WASHINGTON – Alliance Defending Freedom attorneys representing two former students at Georgia Gwinnett College asked the U.S. Supreme Court Friday to hear their case and vindicate their free speech rights. Two federal courts declined to address whether Gwinnett violated the students’ constitutional rights because the college modified its policies after the case was filed. Most federal courts will decide the constitutional question even if the government changes its policy because doing so prevents future misconduct and vindicates the essential freedoms that the Constitution protects.
Student Chike Uzuegbunam tried to share his Christian faith with other students on the Lawrenceville, Georgia, campus in 2016. College officials quickly stopped him because he had not reserved one of two tiny zones where free expression was allowed without a permit—zones that together made up only 0.0015% of campus. When Uzuegbunam reserved a zone and again tried to share his faith, officials again ordered him to stop because someone complained, which made his evangelization efforts “disorderly conduct” under a Gwinnett policy that applied to any expression that “disturbs the peace and/or comfort of person(s).” Student Joseph Bradford chose not to speak at all after seeing how officials treated Uzuegbunam. That’s when ADF attorneys representing the two filed the lawsuit, Uzuegbunam v. Preczewski, to challenge the college’s speech zone and speech code policies.
“Government officials shouldn’t be allowed to get away with repeatedly enforcing policies that trample students’ constitutionally protected freedoms,” said ADF Senior Counsel Travis Barham, who argued before the 11th Circuit. “The district court clarified what Georgia Gwinnett College refused to make clear—that its students now have the freedom to speak in any outdoor area of campus. But neither it nor the 11th Circuit held Gwinnett officials accountable for how they repeatedly mistreated, censored, and intimidated Chike and Joseph.”
The petition filed with the Supreme Court points out that the 11th Circuit is the only federal appellate court that leaves government officials—here, those at a public college—unaccountable for violating citizens’ constitutionally protected freedoms when those officials later change their policies during litigation.

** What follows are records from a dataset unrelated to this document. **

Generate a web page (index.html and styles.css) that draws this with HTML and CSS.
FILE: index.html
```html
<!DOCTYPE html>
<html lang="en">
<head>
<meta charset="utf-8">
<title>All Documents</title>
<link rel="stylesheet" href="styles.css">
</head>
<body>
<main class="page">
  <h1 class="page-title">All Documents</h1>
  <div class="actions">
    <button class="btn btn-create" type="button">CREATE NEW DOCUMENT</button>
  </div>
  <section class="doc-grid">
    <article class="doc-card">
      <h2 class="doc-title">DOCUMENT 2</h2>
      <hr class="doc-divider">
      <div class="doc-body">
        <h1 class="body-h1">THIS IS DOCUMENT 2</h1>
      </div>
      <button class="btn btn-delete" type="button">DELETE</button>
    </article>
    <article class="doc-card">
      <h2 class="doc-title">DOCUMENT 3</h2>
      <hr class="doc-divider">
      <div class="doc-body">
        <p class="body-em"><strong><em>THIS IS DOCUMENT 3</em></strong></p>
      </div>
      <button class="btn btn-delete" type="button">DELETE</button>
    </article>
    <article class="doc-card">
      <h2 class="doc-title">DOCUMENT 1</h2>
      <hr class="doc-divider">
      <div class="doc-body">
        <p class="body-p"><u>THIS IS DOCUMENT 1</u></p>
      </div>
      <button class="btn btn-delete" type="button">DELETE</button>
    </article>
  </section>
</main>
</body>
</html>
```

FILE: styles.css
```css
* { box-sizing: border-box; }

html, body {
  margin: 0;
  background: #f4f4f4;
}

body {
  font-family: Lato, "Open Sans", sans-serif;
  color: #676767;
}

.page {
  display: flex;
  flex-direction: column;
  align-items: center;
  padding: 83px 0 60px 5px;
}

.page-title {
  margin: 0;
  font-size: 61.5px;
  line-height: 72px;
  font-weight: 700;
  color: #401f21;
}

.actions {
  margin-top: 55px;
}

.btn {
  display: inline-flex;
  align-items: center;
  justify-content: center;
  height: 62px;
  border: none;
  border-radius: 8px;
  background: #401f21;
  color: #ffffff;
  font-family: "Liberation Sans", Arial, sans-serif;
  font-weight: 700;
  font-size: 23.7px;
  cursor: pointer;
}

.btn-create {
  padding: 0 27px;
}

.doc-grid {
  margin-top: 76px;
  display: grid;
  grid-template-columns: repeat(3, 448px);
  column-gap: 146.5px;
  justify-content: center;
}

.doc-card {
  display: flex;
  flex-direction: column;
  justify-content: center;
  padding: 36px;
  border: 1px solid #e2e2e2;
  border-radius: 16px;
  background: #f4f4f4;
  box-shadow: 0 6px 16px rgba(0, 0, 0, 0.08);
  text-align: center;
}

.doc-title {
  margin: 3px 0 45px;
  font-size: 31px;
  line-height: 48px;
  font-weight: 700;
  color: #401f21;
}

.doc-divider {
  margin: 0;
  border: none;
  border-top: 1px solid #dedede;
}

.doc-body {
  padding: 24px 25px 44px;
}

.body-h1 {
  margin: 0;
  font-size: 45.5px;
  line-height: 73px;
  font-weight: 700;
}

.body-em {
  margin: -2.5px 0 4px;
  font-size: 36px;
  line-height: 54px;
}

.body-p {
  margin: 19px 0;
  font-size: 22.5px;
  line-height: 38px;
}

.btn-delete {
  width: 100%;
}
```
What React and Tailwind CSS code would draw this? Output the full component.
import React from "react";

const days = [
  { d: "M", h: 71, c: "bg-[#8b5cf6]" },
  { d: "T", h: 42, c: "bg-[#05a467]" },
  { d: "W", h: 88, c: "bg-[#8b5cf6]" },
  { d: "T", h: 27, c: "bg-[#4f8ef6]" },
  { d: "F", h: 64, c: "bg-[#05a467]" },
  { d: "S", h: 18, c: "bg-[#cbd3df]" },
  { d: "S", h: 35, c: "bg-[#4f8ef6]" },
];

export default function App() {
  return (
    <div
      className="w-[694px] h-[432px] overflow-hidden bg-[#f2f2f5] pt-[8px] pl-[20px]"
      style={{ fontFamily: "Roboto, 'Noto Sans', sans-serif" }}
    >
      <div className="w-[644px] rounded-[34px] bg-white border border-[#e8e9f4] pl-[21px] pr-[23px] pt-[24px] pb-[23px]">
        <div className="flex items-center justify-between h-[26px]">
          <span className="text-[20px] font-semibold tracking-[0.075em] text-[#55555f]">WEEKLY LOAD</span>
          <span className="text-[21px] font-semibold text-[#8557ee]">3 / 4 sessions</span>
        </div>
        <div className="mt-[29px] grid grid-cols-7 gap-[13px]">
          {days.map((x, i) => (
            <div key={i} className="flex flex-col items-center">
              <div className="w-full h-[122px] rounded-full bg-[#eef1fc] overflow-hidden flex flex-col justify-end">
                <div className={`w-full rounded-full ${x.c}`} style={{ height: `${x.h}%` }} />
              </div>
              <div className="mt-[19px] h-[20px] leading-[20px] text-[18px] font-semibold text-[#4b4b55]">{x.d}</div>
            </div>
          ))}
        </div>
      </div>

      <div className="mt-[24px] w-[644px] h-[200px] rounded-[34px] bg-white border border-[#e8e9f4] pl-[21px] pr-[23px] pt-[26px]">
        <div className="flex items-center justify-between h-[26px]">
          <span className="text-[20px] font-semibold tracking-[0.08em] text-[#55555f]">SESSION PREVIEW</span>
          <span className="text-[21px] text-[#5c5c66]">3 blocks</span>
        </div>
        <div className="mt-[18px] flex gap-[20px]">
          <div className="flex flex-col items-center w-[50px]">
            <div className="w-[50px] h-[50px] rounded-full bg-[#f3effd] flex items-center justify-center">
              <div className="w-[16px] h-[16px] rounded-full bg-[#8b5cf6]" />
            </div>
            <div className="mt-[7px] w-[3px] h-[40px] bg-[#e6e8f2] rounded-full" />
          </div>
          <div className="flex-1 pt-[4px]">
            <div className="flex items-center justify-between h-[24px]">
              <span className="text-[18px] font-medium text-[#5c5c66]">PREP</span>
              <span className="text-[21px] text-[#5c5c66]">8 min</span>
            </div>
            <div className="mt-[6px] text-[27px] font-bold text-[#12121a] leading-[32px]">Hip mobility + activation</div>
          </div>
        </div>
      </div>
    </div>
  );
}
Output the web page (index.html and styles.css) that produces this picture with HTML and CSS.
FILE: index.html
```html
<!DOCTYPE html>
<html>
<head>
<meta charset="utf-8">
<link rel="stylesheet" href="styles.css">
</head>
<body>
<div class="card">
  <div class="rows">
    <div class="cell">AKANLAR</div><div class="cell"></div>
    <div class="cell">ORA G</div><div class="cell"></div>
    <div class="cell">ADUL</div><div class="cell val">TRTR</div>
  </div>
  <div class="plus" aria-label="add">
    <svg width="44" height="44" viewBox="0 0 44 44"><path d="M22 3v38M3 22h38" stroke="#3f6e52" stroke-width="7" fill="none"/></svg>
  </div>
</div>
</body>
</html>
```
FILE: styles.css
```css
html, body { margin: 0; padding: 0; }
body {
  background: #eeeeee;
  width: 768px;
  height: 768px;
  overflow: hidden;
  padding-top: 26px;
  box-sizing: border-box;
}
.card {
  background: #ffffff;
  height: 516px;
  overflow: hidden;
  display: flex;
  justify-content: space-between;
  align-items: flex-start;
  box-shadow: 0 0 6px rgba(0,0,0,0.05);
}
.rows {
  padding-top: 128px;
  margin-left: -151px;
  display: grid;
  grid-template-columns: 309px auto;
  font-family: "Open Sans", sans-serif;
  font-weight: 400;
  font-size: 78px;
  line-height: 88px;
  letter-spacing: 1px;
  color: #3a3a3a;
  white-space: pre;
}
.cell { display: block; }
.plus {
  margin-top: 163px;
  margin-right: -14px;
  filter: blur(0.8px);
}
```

“[T]he Eleventh Circuit’s outlier view allows these institutions to violate constitutional rights with impunity—avoiding judicial review through a well-timed policy shift,” explains the petition submitted by ADF Senior Counsel and Vice President of Appellate Advocacy John Bursch. “This rule sends a clear message to students when school officials trample their freedoms: ‘Don’t bother retaining counsel; we know how to game the legal system.’ And it signals that colleges can keep censoring students without consequence…. This Court should intervene and declare that federal courts remain open to everyone when colleges violate students’ constitutional rights.”
After the lawsuit began, Gwinnett amended its speech zone policy and eliminated its speech code but did nothing to rectify its mistreatment of the students.
“We need to ensure that the wrong done to our clients is righted—something that both the district court and the 11th Circuit failed to do,” said ADF Senior Counsel Tyson Langhofer, director of the ADF Center for Academic Freedom. “It’s our hope the Supreme Court will weigh in to make sure that this denial of justice doesn’t occur to anyone else.”
- Pronunciation guide: Barham (BEAR’-um), Chike Uzuegbunam (CHEE’-kay Oo-zah-BUN’-um), Preczewski (Preh-SHEV’-skee), Langhofer (LANG’-hoff-ur)
The ADF Center for Academic Freedom is dedicated to ensuring freedom of speech and association for students and faculty so that everyone can freely participate in the marketplace of ideas without fear of government censorship.